On the other hand, haven't Bradfords in specific disciplines been shown to
be off the 80/20 somewhat?  How far off?  I think you alluded to this in
your message.  It could be argued too that 80/12 is certainly Bradford-like,
if somewhat skewed.  You might want to take a close look at the titles in
the sample anyway.

Just a couple of thoughts-
Jen

**************************
Jennifer Sweeney
PhD Student
Department of Information Studies
UCLA
jksweene@ucla.edu
(916) 965-6635

Mailing address:
4896 Steele Way
Fair Oaks, CA  95628

----- Original Message -----
From: "Steve Black" <blacks@MAIL.STROSE.EDU>
To: <SERIALST@LIST.UVM.EDU>
Sent: Thursday, June 05, 2003 7:42 AM
Subject: Bradford distribution, 80/20, and larger samples

>   A well established principle of bibliometrics is that a relatively small
> number of journals get the majority of use.  A mathematical model for this
> is the Bradford Distribution, stated as 1:n:n2:n3:n4. . .. (that's n, n
> squared, n cubed, n to the fourth, etc.).  If n=2, then the Bradford
> Distribution predicts that 1 title will get X uses, the next 2 most heavily
> used will get X uses, the next 4 get X uses, the next 8 get X uses, and so
> on, where X remains approximately constant.  The n (in this example 2) is
> called the Bradford multiplier.
>
>   A simpler formulation of the same phenomenon is the 80/20 rule.  It states
> that 80% of use is concentrated in 20% of the titles.
>
>   I downloaded the use statistics for the College of Saint Rose for all
> abstracts viewed by our patrons in EBSCOhost databases from Jan. 2001
> through May 2003, and decided to see if the Bradford Distribution and 80/20
> matched the data.   They don't.
>
>  We had 501,768 abstracts viewed from a pool of 8097 titles.  No Bradford
> muliplier consistently matched the data, even though I tried grouping use
> data together in a variety of ways.  The reduction in uses, if plotted,
> would not be a smooth curve.  It would look more like a bumpy roller
> coaster, with many changes in the rate in drop in use.  Bradford
> distribution only very roughly matches the data.
>
>   I also discovered that 11.9% of titles, not 20%, accounted for 80% of
> viewed abstracts.
>
>   Now, I've never read of anyone taking either Bradford Distribution or
> 80/20 as strict rules.  It's understood that no data set will match
> precisely.  But these are big differences.  In the past, the gathering of
> use statistics was so onerous as to force the data sets to be relatively
> small, and often restricted to the journals in a single discipline.  I
> wonder if the larger data samples we can now easily get require a better
> model to describe the distribution of use. Models that hold for the journals
> in single disciplines may not hold for interdisciplinary collections.
>
> Steve Black
> Reference, Instruction, and Serials Librarian
> Neil Hellman Library
> The College of Saint Rose
> 392 Western Ave.
> Albany, NY 12203
> (518) 458-5494
> blacks@mail.strose.edu

----------2
Date: Thu, 05 Jun 2003 12:53:36 -0400
From: David Goodman <dgoodman@Princeton.EDU>
Subject: Re: Bradford distribution, 80/20, and larger samples

A variety of results for analogous studies have begun to be reported,
and I particularly want to call attention to
 Davis P, "Patterns in electronic journal usage : challenging the
composition
 of geographic consortia"  CREL 63 484-497 (2002)

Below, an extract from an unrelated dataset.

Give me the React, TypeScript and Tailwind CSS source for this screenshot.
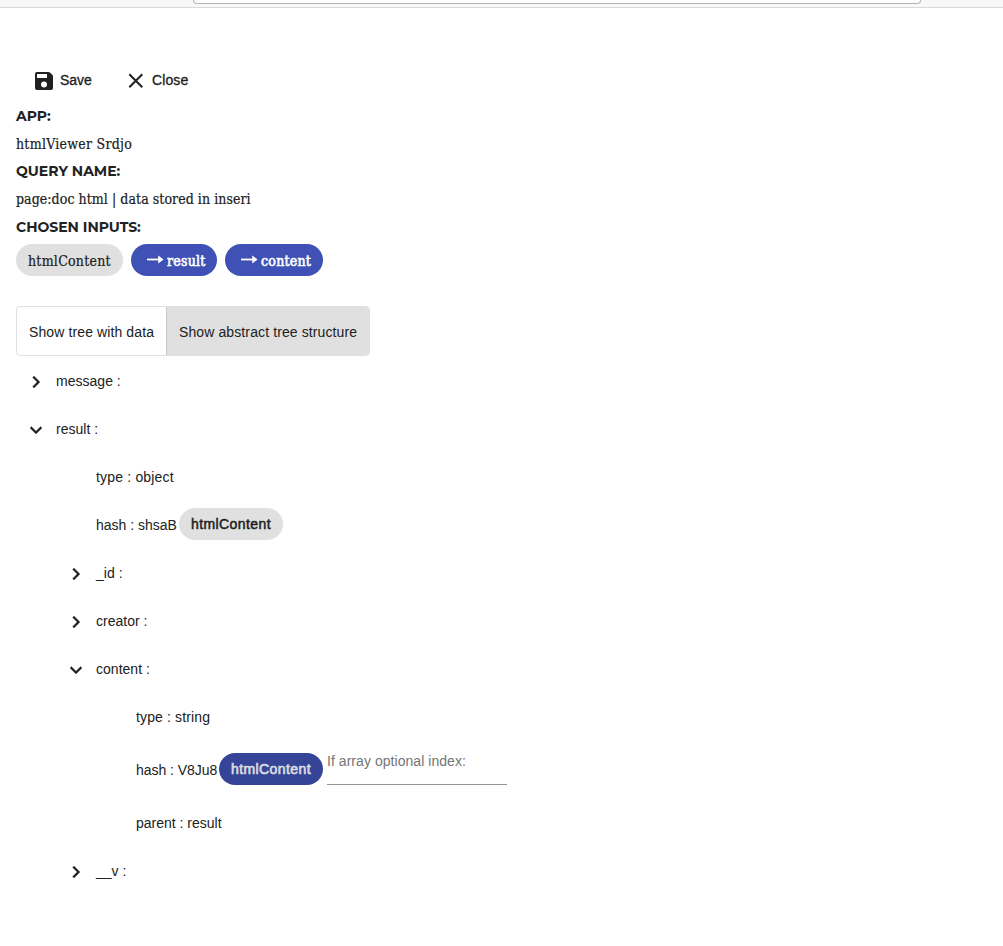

It is very interesting to see a comparative figure from a 4 year
college.

Let me in particular ask you what the figure was for full text articles
as compared to abstracts, because at Princeton we typically see a
narrower distribution of use from full articles than abstracts (which I
interpret as meaning that people look at abstracts from a wide range of
sources, but only find the ones from the major journals worth actually
reading through).
The distribution at Princeton across all science and social science
disciplines for cited articles is also more like 90:10 than 80:20. But
cited is not the same as read--either read as abstracts or read as
articles.

The forthcoming general availability of standardized data
(see www.projectcounter.org) will, just as you say, permit the fuller
analysis of this, and permit the comparison of different  institutions,
types of institutions, disciplines, aggregators, publishers, and
journals.

--
Dr. David Goodman
Princeton University Library
and
Palmer School of Library and Information Science, Long Island University

e-mail: dgoodman@princeton.edu

----------3
Date: Thu,  5 Jun 2003 13:56:23 -0400
From: Gregory Szczyrbak <gszczyrb@ycp.edu>
Subject: Re: Bradford distribution, 80/20, and larger samples

This is just conjecture, however, my guess is that the numbers are different
because of the collections analyzed.

Traditional analysis of collections centered around print collections that were
very thoughtfully collected (usually) according to well defined goals for
supporting a curriculum or a community of researchers.

I would argue, and I'm not the first, that the collections that are part of
EBSCOHost and other aggregator databases contain many more titles that are not
part of well defined collection development goals for specific libraries.
Instead they are selected as part of a 'one-size-fits-all' model.
Aggregators "take it or leave it" distribution methods force us to accept
titles that would have never been part of a print collection.

I'm not really arguing against aggregator databases.  They very necessarily do
this to keep costs down, yet provide something useful to all of us, even if it
is at the expense of well established principles of bibliometrics. :)

--
Gregory Szczyrbak, Reference Librarian
Schmidt Library
York College of Pennsylvania
York, PA  17405